Die Steinzeit

Die Steinzeit ist nicht nur die älteste, sondern auch die längste Epoche der Menschheitsgeschichte. Je nachdem, wann genau man die Menschwerdung ansetzen will, begann sie vor zwei bis drei Millionen Jahren und endete in Mitteleuropa erst um 2200 v. Chr. mit dem Übergang zur Bronzezeit. Macht man sich diese gewaltigen zeitlichen Dimensionen bewusst, überrascht die kühne These weniger, mit der Almut Bick ihre Einführung in die Steinzeit einleitet: Man könne fast sagen, dass die wichtigsten Erfindungen auf technischem wie auf kulturellem Gebiet schon in den Steinzeit gelungen seien und alles Spätere nur eine Verfeinerung und Weiterentwicklung, aber keine wirklich grundlegende Neuerung mehr darstelle. Ob Werkzeug- und Feuergebrauch oder Hausbau und Kleidungsherstellung, aber auch Kunst, Musik oder sprachliche Kommunikation – all diese scheinbaren Selbstverständlichkeiten, ohne die unser heutiges Leben undenkbar wäre, finden ihre erste Ausprägung in der Steinzeit.
Den langen Weg von den Anfängen bis an die Schwelle historischer Zeiten zeichnet Bick kenntnisreich und lebendig in dreifacher Form nach. Im Abschnitt Die Steinzeit auf einen Blick wird zunächst die komplette Menschheitsentwicklung bis zum Aufkommen der Kupferproduktion im Schnelldurchlauf vorgestellt.
Die wichtigsten Grundzüge hat man daher schon parat, wenn im folgenden Teil Ein Panorama der Steinzeit der gleiche Weg noch einmal detailfreudiger und wesentlich ausführlicher anhand bedeutender archäologischer Entdeckungen nachvollzogen wird. Vom Australopithecus-afarensis-Skelett Lucy über Kunstwerke wie die Venus von Willendorf und die Höhlenmalereien von Lascaux bis hin zu Zeugnissen der Jungsteinzeit wie Stonehenge oder den Pfahlbauten im Alpenvorland, fast jeder berühmte steinzeitliche Fund findet Erwähnung. Allerdings bringt der Überblickscharakter der Darstellung es mit sich, dass auch gut Erforschtes oft nur oberflächlich gestreift werden kann (z.B. erfährt der weltbekannte Ötzi nur eine recht kurze Würdigung als Besitzer eines frühen Kupferbeils und Beispiel für die mit der Metallverarbeitung einsetzende soziale Differenzierung).
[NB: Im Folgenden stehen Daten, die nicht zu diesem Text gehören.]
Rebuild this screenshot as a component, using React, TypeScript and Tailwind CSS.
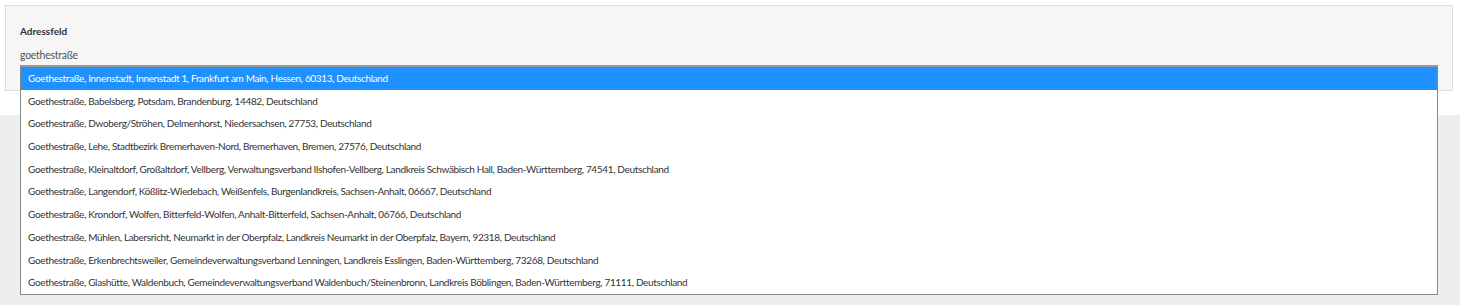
import { useState } from "react";

const results = [
  "Goethestraße, Innenstadt, Innenstadt 1, Frankfurt am Main, Hessen, 60313, Deutschland",
  "Goethestraße, Babelsberg, Potsdam, Brandenburg, 14482, Deutschland",
  "Goethestraße, Dwoberg/Ströhen, Delmenhorst, Niedersachsen, 27753, Deutschland",
  "Goethestraße, Lehe, Stadtbezirk Bremerhaven-Nord, Bremerhaven, Bremen, 27576, Deutschland",
  "Goethestraße, Kleinaltdorf, Großaltdorf, Vellberg, Verwaltungsverband Ilshofen-Vellberg, Landkreis Schwäbisch Hall, Baden-Württemberg, 74541, Deutschland",
  "Goethestraße, Langendorf, Kößlitz-Wiedebach, Weißenfels, Burgenlandkreis, Sachsen-Anhalt, 06667, Deutschland",
  "Goethestraße, Krondorf, Wolfen, Bitterfeld-Wolfen, Anhalt-Bitterfeld, Sachsen-Anhalt, 06766, Deutschland",
  "Goethestraße, Mühlen, Labersricht, Neumarkt in der Oberpfalz, Landkreis Neumarkt in der Oberpfalz, Bayern, 92318, Deutschland",
  "Goethestraße, Erkenbrechtsweiler, Gemeindeverwaltungsverband Lenningen, Landkreis Esslingen, Baden-Württemberg, 73268, Deutschland",
  "Goethestraße, Glashütte, Waldenbuch, Gemeindeverwaltungsverband Waldenbuch/Steinenbronn, Landkreis Böblingen, Baden-Württemberg, 71111, Deutschland",
];

export default function App() {
  const [query, setQuery] = useState("goethestraße");
  const [active, setActive] = useState(0);

  return (
    <div className="min-h-[305px] bg-[#eeeeee] font-['Lato',sans-serif]">
      <div className="h-[115px] bg-white pt-[5px] pl-[5px]">
        <div className="relative h-[86px] w-[1448px] border border-[#dddddd] bg-[#f6f6f6] px-[14px] pt-[18px]">
          <label className="block text-[10px] font-bold leading-[14px] text-[#333333]">
            Adressfeld
          </label>
          <input
            value={query}
            onChange={(e) => setQuery(e.target.value)}
            autoFocus
            className="mt-[7px] block h-[20px] w-[1417px] bg-transparent p-0 text-[10.5px] leading-[20px] tracking-[-0.25px] text-[#555555] caret-[#333333] outline-none"
          />

          {/* suggestion list */}
          <ul className="absolute left-[14px] top-[59px] z-10 w-[1418px] border-x border-b border-t-2 border-[#888888] border-t-[#999999] bg-white">
            {results.map((r, i) => (
              <li
                key={r}
                onMouseEnter={() => setActive(i)}
                className={`h-[22.7px] cursor-pointer truncate pl-[7px] text-[10px] leading-[22.7px] tracking-[-0.34px] ${
                  i === active ? "bg-[#1e90ff] text-white" : "text-[#333333]"
                }`}
              >
                {r}
              </li>
            ))}
          </ul>
        </div>
      </div>
    </div>
  );
}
In die beiden großen Kapitel eingefügt finden sich zahlreiche Kästen und Sonderseiten zu Spezialthemen. Neben weiteren Einzelfunden werden hier z.B. auch wissenschaftliche Methoden wie Luftbildarchäologie oder Dendrochronologie allgemeinverständlich erläutert.
Im gesamten Buch liegt der geographische Schwerpunkt auf Europa und insbesondere auf Deutschland, doch eine darüber hinausgehende Perspektive wird an den passenden Stellen zumindest eröffnet, wenn auch nicht weiter ausgeführt (so erhält man z.B. den Hinweis, dass in der Jungsteinzeit Landwirtschaft und Viehzucht nicht etwa nur im vorderen Orient, sondern unabhängig voneinander in mindestens fünf Gebieten Amerikas, Afrikas und Asiens entstanden). Unterhaltsam und sympathisch ist, dass Bick sich, was die spätere Rezeption der Steinzeit betrifft, nicht auf die moderne Forschung beschränkt, sondern z.B. auch eine Sage über ein niedersächsisches Hünengrab nacherzählt. So wird deutlich, dass vorgeschichtlich Überreste schon vor dem Einsetzen der wissenschaftlichen Beschäftigung damit die Menschen faszinierten und nach einer Erklärung verlangten.
Thematisch geordnete Literaturtipps und ein nützliches Glossar runden den reich bebilderten und flüssig zu lesenden Band ab, der einen besonders gelungenen Teil der Reihe Theiss Wissen Kompakt bildet. Deren Anspruch, komplexe Themen auch für Laien verständlich zu präsentieren, wird er voll und ganz gerecht.

Almut Bick: Die Steinzeit. Stuttgart, Theiss, erweiterte Neuaufl. 2012 (Original: 2006), 180 Seiten.